Toyota already sources multiple rebadged vehicles from Maruti Suzuki for the Indian market, including the Glanza, Urban Cruiser Taisor and Urban Cruiser Hyryder.

Analysts believe that alliance structure could eventually allow Toyota to participate in India’s flex-fuel transition without independently building a large-scale entry-level FFV portfolio from scratch.

At the higher end of the market, meanwhile, hybrid-flex-fuel vehicles such as the Innova Hycross FFV-SHEV could help Toyota gradually offset its traditional diesel-heavy utility vehicle portfolio as tighter CAFE III norms begin reshaping large-engine economics from 2027 onward.

Policy vs Consumer Reality

Toyota executives, however, caution that large-scale commercial deployment remains dependent on clearer nationwide policy support around fuel availability, taxation incentives and dispensing infrastructure.

“Two years back, the government had already put 400 dispensing stations in place. Sadly, vehicles couldn’t come because there were no policy enablers in place, so those stations saw no takers,” Gulati said.

The Centre is currently working on a broader roadmap to expand ethanol dispensing infrastructure as India pushes toward higher ethanol blending targets to reduce fossil-fuel dependence and strengthen energy security.

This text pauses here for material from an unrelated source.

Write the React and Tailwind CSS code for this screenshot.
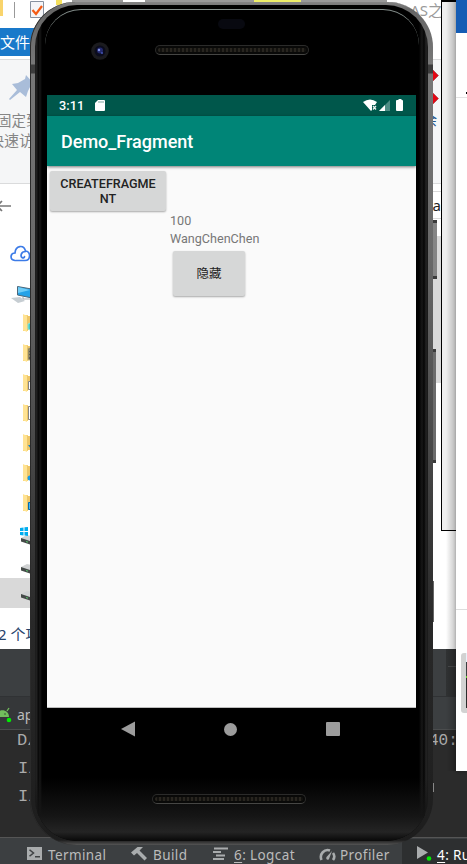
import React from "react";

const cjk = "font-['Noto_Sans','Noto_Sans_CJK_SC',sans-serif]";

function Folder({ mark }) {
  return (
    <svg className="ml-[23px] block h-[30px] w-[18px] shrink-0" viewBox="0 0 18 30">
      <path d="M0 6h5v16H0z" fill="#f8d775" />
      <path d="M4 7h14v14H4z" fill="#edc668" />
      <path d="M0 5l4 2v16l-4-2z" fill="#ffe394" />
      {mark === "cube" && <path d="M5 15l4-2v9l-4-2z" fill="#43c8c5" stroke="#8fe7df" />}
      {mark === "film" && <path d="M5 9h6v12H5zm1 2h1m-1 3h1m-1 3h1" fill="#5b5b57" stroke="#c9b774" />}
      {mark === "page" && <path d="M5.500 12.500h6v8h-6z" fill="#fff" stroke="#858585" />}
      {mark === "doc" && <path d="M5.500 7.500h6v13h-6z" fill="#fff" stroke="#858585" />}
      {mark === "down" && <path d="M5 16h6l-3 4z" fill="#1585cf" />}
      {mark === "note" && <circle cx="7" cy="19" r="2.500" fill="#159ce9" />}
      {mark === "desk" && <path d="M5.500 13.500h6v7h-6z" fill="#49b8ed" stroke="#006bb3" />}
    </svg>
  );
}

function Drive({ windows }) {
  return (
    <svg className="ml-[20px] block h-[30px] w-[20px] shrink-0" viewBox="0 0 20 30">
      <path d="M1 16l6-3 13 3v5l-10 1z" fill="#d0d2d3" />
      <path d="M1 16l9 3v3.500l-9-3z" fill="#444947" />
      <path d="M6 19.500l2 .7" stroke="#58c66b" />
      {windows && <path d="M0 6l3.500-.5v3.500H0zM4.500 5.300L8 5v4H4.500zM0 10h3.500v3.500L0 13zM4.500 10H8v4l-3.500-.4z" fill="#00adef" />}
    </svg>
  );
}

function Explorer() {
  return (
    <div className={`absolute left-0 top-0 flex h-[649px] w-[441px] flex-col bg-white ${cjk}`}>
      <div className="flex h-[28px] shrink-0 items-start justify-between">
        <div className="flex items-start">
          <div className="h-[16px] w-[3px] bg-[#f9d46c]" />
          <div className="ml-[11px] mt-[2px] h-[16px] w-px bg-[#999]" />
          <svg className="ml-[15px] mt-[1px] block h-[18px] w-[15px]" viewBox="0 0 15 18">
            <path d="M.5.5h13v16H.5z" fill="#f4f5f8" stroke="#8791a0" />
            <path d="M2.500 9l3.500 4 6-8" fill="none" stroke="#f45b15" strokeWidth="2.200" />
          </svg>
          <div className="ml-[11px] h-[5px] w-[6px] bg-[#f5e05d]" />
          <div className="ml-[10px] h-[6px] w-[51px] bg-[#999]" />
          <div className="ml-[22px] h-[6px] w-[109px] bg-[#999]" />
          <div className="h-[2px] w-[47px] bg-[#eeee69]" />
          <div className="h-[6px] w-[86px] bg-[#999]" />
        </div>
        <div className="-mr-[2px] whitespace-nowrap text-[15px] leading-[20px] text-[#9a9a9a]">AS之</div>
      </div>
      <div className="flex h-[28px] w-[200px] shrink-0 items-center bg-[#1979ca] text-[15px] text-white">文件</div>
      <div className="mt-[3px] flex h-[125px] shrink-0 justify-between border-y border-[#dadbdc] bg-[#f5f6f7]">
        <div className="flex flex-col">
          <svg className="ml-[9px] mt-[14px] block h-[27px] w-[26px]" viewBox="0 0 26 27">
            <path d="M17 1l8 9-3 1-3 6-2 6-6-5-10 8-1-1 8-9-5-6 6-1 7-4z" fill="#a9bdd9" />
          </svg>
          <div className="-ml-[3px] mt-[9px] whitespace-nowrap text-[14.500px] leading-[20px] text-[#858585]">固定到</div>
          <div className="-ml-[11px] whitespace-nowrap text-[15px] leading-[20px] text-[#858585]">快速访问</div>
        </div>
        <div className="flex w-[16px] flex-col">
          <svg className="mt-[8px] block h-[38px] w-[16px]" viewBox="0 0 16 38">
            <path d="M7 1l6.500 6.500L7 14zM7 24l6.500 6.500L7 37z" fill="#e30613" stroke="#8f2831" strokeWidth=".5" />
          </svg>
          <div className="-ml-[2px] mt-[4px] text-[14px] leading-[20px] text-[#26588f]">余</div>
        </div>
      </div>
      <div className="flex h-[52px] shrink-0 justify-between">
        <svg className="mt-[15px] block h-[14px] w-[12px]" viewBox="0 0 12 14">
          <path d="M11 7H-1M2 2l-5 5 5 5" fill="none" stroke="#777" strokeWidth="1.700" />
        </svg>
        <div className="mt-[7px] flex h-[28px] w-[20px] items-center justify-end border-y border-[#d9d9d9] text-[15px] text-[#222]">a</div>
      </div>
      <div className="flex h-[372px] shrink-0 justify-between">
        <div className="flex w-[40px] flex-col">
          <svg className="ml-[10px] mt-[9px] block h-[18px] w-[22px] shrink-0" viewBox="0 0 22 18">
            <path d="M5 15.500C-.500 15 0 8 5 8 5.500 0 14-.500 15.500 6c5.500 0 5.500 9.500-.5 9.500H6M15.500 6.500c-5 0-5 5-3.500 6s2.500 0 2.500-1" fill="none" stroke="#3c7be7" strokeWidth="1.700" strokeLinecap="round" />
          </svg>
          <svg className="ml-[10px] mt-[22px] block h-[19px] w-[24px] shrink-0" viewBox="0 0 24 19">
            <path d="M7.500 1.500l17 3v9l-17-3.500z" fill="#24a2e8" stroke="#4c6678" />
            <path d="M8 2l12 3-12 3z" fill="#6fcdf7" />
            <path d="M1 13l9-1 5 4-7 2z" fill="#c6cdd2" />
            <path d="M13 12v2h7" stroke="#9da5ac" fill="none" />
          </svg>
          <div className="mt-[5px] flex flex-col">
            <Folder mark="cube" />
            <Folder mark="film" />
            <Folder mark="page" />
            <Folder mark="doc" />
            <Folder mark="down" />
            <Folder mark="note" />
            <Folder mark="desk" />
          </div>
          <div className="mt-[3px] flex flex-col">
            <Drive windows />
            <div className="mt-[-1px]"><Drive /></div>
            <div className="mt-[-3px] bg-[#d9d9d9]"><Drive /></div>
          </div>
        </div>
        <div className="h-[147px] w-[20px] bg-[#d9d9d9]" />
      </div>
      <div className="flex flex-1 items-center whitespace-nowrap pt-[11px] text-[15px] text-[#26426b]">
        <span className="-ml-[2px]">2 个项目</span>
      </div>
    </div>
  );
}

function Ide() {
  return (
    <div className="absolute left-0 top-[649px] flex h-[215px] w-[467px] flex-col overflow-hidden bg-[#2b2b2b] font-['Noto_Sans',sans-serif]">
      <div className="flex h-[48px] shrink-0 justify-end border-b border-[#303234] bg-[#3c3f41]">
        <div className="w-[21px] bg-[#303233] pt-[17px]"><div className="ml-[2px] h-px bg-[#484a4b]" /></div>
      </div>
      <div className="flex h-[33px] shrink-0 items-center border-b border-[#4b4d4e] bg-[linear-gradient(90deg,#353739_50%,#3c3f41_50%)]">
        <svg className="mt-[2px] block h-[18px] w-[13px]" viewBox="0 0 13 18">
          <path d="M-4 12c0-9 13-9 13 0z" fill="#72bd5d" />
          <path d="M7 6l2-3" stroke="#72bd5d" strokeWidth="1.300" />
          <circle cx="5" cy="9" r=".8" fill="#344d30" />
          <circle cx="9" cy="15" r="2.300" fill="#00ed00" />
        </svg>
        <span className="ml-[4px] mt-[2px] text-[14px] text-[#bbb]">app</span>
      </div>
      <div className="flex h-[107px] shrink-0 justify-between text-[#aaa]">
        <div className="-mt-[3px] flex flex-col pl-[17px] font-['Liberation_Mono',monospace] text-[17px] leading-[28px]">
          <span>D/</span><span className="pl-[1px]">I/</span><span className="pl-[1px]">I/</span>
        </div>
        <span className="-mt-[3px] w-[38px] font-['Liberation_Mono',monospace] text-[16px] leading-[28px]">40:</span>
      </div>
      <div className="flex h-[27px] shrink-0 items-center whitespace-nowrap border-t border-[#555] bg-[#3c3f41] pt-[7px] text-[13.500px] leading-[20px] tracking-[.4px] text-[#bbb]">
        <div className="flex w-[104px] shrink-0 items-center pl-[27px]">
          <svg className="-mt-[3px] block h-[13px] w-[15px] shrink-0" viewBox="0 0 15 14" preserveAspectRatio="none">
            <path d="M0 0h15v14H0z" fill="#a9acad" />
            <path d="M2.500 3l4 3.500-4 3.500M8 10.500h5" fill="none" stroke="#404345" strokeWidth="1.600" />
          </svg>
          <span className="ml-[6px]">Terminal</span>
        </div>
        <div className="flex w-[109px] shrink-0 items-center pl-[27px]">
          <svg className="-mt-[2px] block h-[15px] w-[17px] shrink-0" viewBox="0 0 17 15">
            <path d="M0 6.500L6.500 1H12L8.500 4.500 16 12l-2.500 2.500L6 7 3 9.500z" fill="#a9acad" />
          </svg>
          <span className="ml-[5px]">Build</span>
        </div>
        <div className="flex w-[106px] shrink-0 items-center">
          <svg className="-mt-[2px] block h-[13px] w-[15px] shrink-0" viewBox="0 0 15 13">
            <path d="M1 1.500h14M0 5h8M3 8.500h9M0 12h11" stroke="#a9acad" strokeWidth="2" />
          </svg>
          <span className="ml-[6px]"><u className="underline-offset-2">6</u>: Logcat</span>
        </div>
        <div className="flex w-[83px] shrink-0 items-center">
          <svg className="-mt-[1px] block h-[13px] w-[17px] shrink-0" viewBox="0 0 17 13">
            <path d="M2.500 12c-2.500-6 3-11.500 8.500-9.500M14 5c1.500 2 1.500 5 0 7" fill="none" stroke="#a9acad" strokeWidth="2.600" />
            <path d="M13 3L7.500 9c-1 2 1 4 2.500 2z" fill="#a9acad" />
          </svg>
          <span className="ml-[4px]">Profiler</span>
        </div>
        <div className="-mt-[6px] flex h-[26px] flex-1 items-center bg-[#2d2f30] pl-[15px] pt-[6px] text-white">
          <svg className="-mt-[2px] block h-[15px] w-[16px] shrink-0" viewBox="0 0 16 15">
            <path d="M0 0l11 6.500L0 13z" fill="#a9acad" />
            <circle cx="12" cy="12.500" r="2.300" fill="#00ed00" />
          </svg>
          <span className="ml-[4px]"><u className="underline-offset-2">4</u>: Run</span>
        </div>
      </div>
    </div>
  );
}

function SideWindows() {
  return (
    <>
      <div className="absolute left-[441px] top-0 h-[531px] w-[30px] border border-t-2 border-black bg-[#eee]" />
      <div className="absolute left-[446px] top-0 h-[771px] w-[10px] bg-[linear-gradient(90deg,transparent,#0000003b)]" />
      <div className="absolute left-[456px] top-0 flex h-[771px] w-[11px] flex-col bg-white shadow-[0_1px_3px_#0003]">
        <div className="h-[33px] shrink-0 bg-[#155cb4]" />
        <div className="flex h-[65px] shrink-0 items-end justify-end border-b border-[#e3e3e3] pb-[3px]"><div className="h-[2px] w-px bg-black" /></div>
        <div className="h-[512px] shrink-0 border-b border-[#ddd]" />
        <div className="ml-[5px] mt-[43px] flex h-[60px] shrink-0 flex-col items-end rounded-l-[3px] bg-[#d2d2d2]">
          <div className="h-[9px] w-px bg-[#e8f2fa]" />
          <div className="h-[14px] w-px bg-[#3c3f41]" />
          <div className="h-[2px] w-px bg-[#62d12e]" />
          <div className="h-[30px] w-px bg-[#2b2b2b]" />
        </div>
      </div>
    </>
  );
}

function Speaker() {
  return (
    <div className="h-[10px] w-[154px] rounded-full border border-[#2b2b2a] border-b-[#464644] bg-[#090908] p-[2px]">
      <div className="h-full rounded-full bg-[repeating-linear-gradient(90deg,#28251f_0px,#28251f_2px,#13120f_2px,#13120f_4px)]" />
    </div>
  );
}

function StatusBar() {
  return (
    <div className="flex h-[21px] shrink-0 items-center bg-[#00574b] pl-[12px] pr-[13px] text-white">
      <span className="text-[12.700px] font-medium leading-[20px] tracking-[.1px]">3:11</span>
      <svg className="ml-[11px] block h-[11px] w-[10px]" viewBox="0 0 10 11">
        <path d="M3 0h6q1 0 1 1v9q0 1-1 1H1q-1 0-1-1V3z" fill="#fff" />
        <path d="M4 1v2m2-2v2m2-2v2" stroke="#5d8f88" strokeWidth=".8" />
      </svg>
      <div className="flex-1" />
      <svg className="-mt-[1px] block h-[12px] w-[40px]" viewBox="0 0 40 12">
        <path d="M0 3q7-5 14 0L12 6H9v5L8 12z" fill="#fff" />
        <path d="M10 7l3 3.500m0-3.500L10 10.500" stroke="#e8f1ef" strokeWidth="1.300" />
        <path d="M27 1v11H16z" fill="#4f8d85" />
        <path d="M22 6v6h-6z" fill="#fff" />
        <path d="M34 1h1.500V0h3v1H39q1 0 1 1v9q0 1-1 1h-5q-1 0-1-1V2q0-1 1-1z" fill="#fff" />
      </svg>
    </div>
  );
}

function Camera() {
  return (
    <svg className="absolute left-[56px] top-[37px] block h-[18px] w-[18px]" viewBox="0 0 18 18">
      <circle cx="9" cy="9" r="8.800" fill="#1b1b1e" />
      <circle cx="9" cy="9" r="5.500" fill="#0b0c1d" />
      <circle cx="9" cy="8.500" r="3" fill="#23296d" />
      <circle cx="8" cy="8" r="1.200" fill="#8493e4" />
      <circle cx="11" cy="11" r="1" fill="#4455b6" />
    </svg>
  );
}

function Phone() {
  return (
    <>
      <div className="absolute left-[433px] top-[220px] flex w-[4px] flex-col">
        <div className="h-[59px] w-[4px] border-y-[3px] border-[#3b3b3b] bg-[#858585]" />
        <div className="mt-[70px] h-[114px] w-[3px] border-y-[3px] border-[#3b3b3b] bg-[#6c6c6c]" />
        <div className="mt-[118px] h-[41px] w-px bg-[#666]" />
        <div className="mt-[161px] h-[9px] w-px bg-[#888]" />
      </div>
      <div className="absolute left-[30px] top-[2px] h-[843px] w-[403px] rounded-t-[45px] rounded-b-[46px] bg-[linear-gradient(180deg,#858585_0px,#666_8px,#777_62px,#3c3c3c_63px,#3c3c3c_71px,#777_72px,#686868_260px,#444_470px,#292929_620px,#1d1d1d_838px,#555_843px)] px-[5px] pb-[4px] pt-[3px] font-['Roboto',sans-serif] shadow-[inset_1px_0_0_#2b2b2b]">
        <div className="flex h-full flex-col overflow-hidden rounded-t-[42px] rounded-b-[42px] bg-[linear-gradient(90deg,#1b1b1b_0px,#222_2px,#060606_3px,#171717_5px,#000_7px,#000_384px,#171717_387px,#050505_389px,#242424_391px,#181818_393px)]">
          <div className="relative flex h-[90px] shrink-0 flex-col items-center pt-[4px]">
            <div className="flex h-[40px] w-[374px] shrink-0 flex-col items-center rounded-t-[36px] border-t border-[#87918e] pt-[9px]">
              <div className="h-[10px] w-[27px] rounded-full bg-[#080910]" />
            </div>
            <div className="-mt-[4px]"><Speaker /></div>
            <Camera />
          </div>
          <div className="ml-[12px] flex h-[613px] w-[369px] shrink-0 flex-col border-b border-[#bcbcbc] bg-[#fafafa]">
            <StatusBar />
            <div className="flex h-[50px] shrink-0 items-center bg-[#008577] pl-[14px] pt-[1px] text-[18px] font-medium text-white shadow-[0_1px_3px_#0008]">Demo_Fragment</div>
            <div className="flex items-start pl-[3px] pt-[5px]">
              <div className="flex h-[40px] w-[116px] shrink-0 items-center justify-center rounded-[2px] bg-[#d6d7d7] text-center text-[12.600px] font-medium leading-[14.500px] text-[#222] shadow-[0_1px_2px_#0005]"><span className="pt-[1px]">CREATEFRAGME<br />NT</span></div>
              <div className="ml-[4px] flex flex-col pt-[41px] text-[12.600px] leading-[18px] text-[#777]">
                <span>100</span>
                <span>WangChenChen</span>
                <div className="ml-[3px] mt-[3px] flex h-[45px] w-[72px] items-center justify-center rounded-[2px] bg-[#d6d7d7] pb-[1px] font-['Noto_Sans_CJK_SC',sans-serif] text-[12.500px] text-[#222] shadow-[0_1px_2px_#0005]">隐藏</div>
              </div>
            </div>
          </div>
          <div className="flex flex-1 flex-col items-center bg-[linear-gradient(180deg,transparent_0px,transparent_70px,#151515_108px,#242424_124px,#0b0b0b_132px)]">
            <div className="flex w-full items-center pl-[86px] pt-[13px]">
              <svg className="block h-[16px] w-[14px]" viewBox="0 0 14 16"><path d="M0 8L14 .5v15z" fill="#9c9c9c" /></svg>
              <div className="ml-[89px] h-[13px] w-[13px] rounded-full bg-[#9c9c9c]" />
              <div className="ml-[89px] h-[14px] w-[14px] rounded-[1px] bg-[#9c9c9c]" />
            </div>
            <div className="mr-[6px] mt-[57px]"><Speaker /></div>
          </div>
        </div>
      </div>
    </>
  );
}

export default function App() {
  return (
    <main className="relative h-[864px] w-[467px] overflow-hidden bg-white">
      <Explorer />
      <Ide />
      <SideWindows />
      <Phone />
    </main>
  );
}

Toyota also argues that ethanol is increasingly becoming more than just an automotive fuel strategy.

According to Gulati, India’s ethanol programme is simultaneously helping absorb agricultural surpluses while reducing crude-import dependence by creating new domestic demand channels for sugarcane and grain-based feedstocks.

“What was an economic problem a few years ago, whether it was excess sugarcane or food grains, is now being leveraged for the economic benefit of farmers and the value chain, while also substituting imports,” Gulati said.

As India pushes toward higher ethanol blends while preparing for tighter fuel-efficiency norms, Toyota like automakers increasingly believes the success of the country’s flex-fuel ambitions may ultimately depend less on engineering capability and more on whether consumers see meaningful economic value every time they refuel.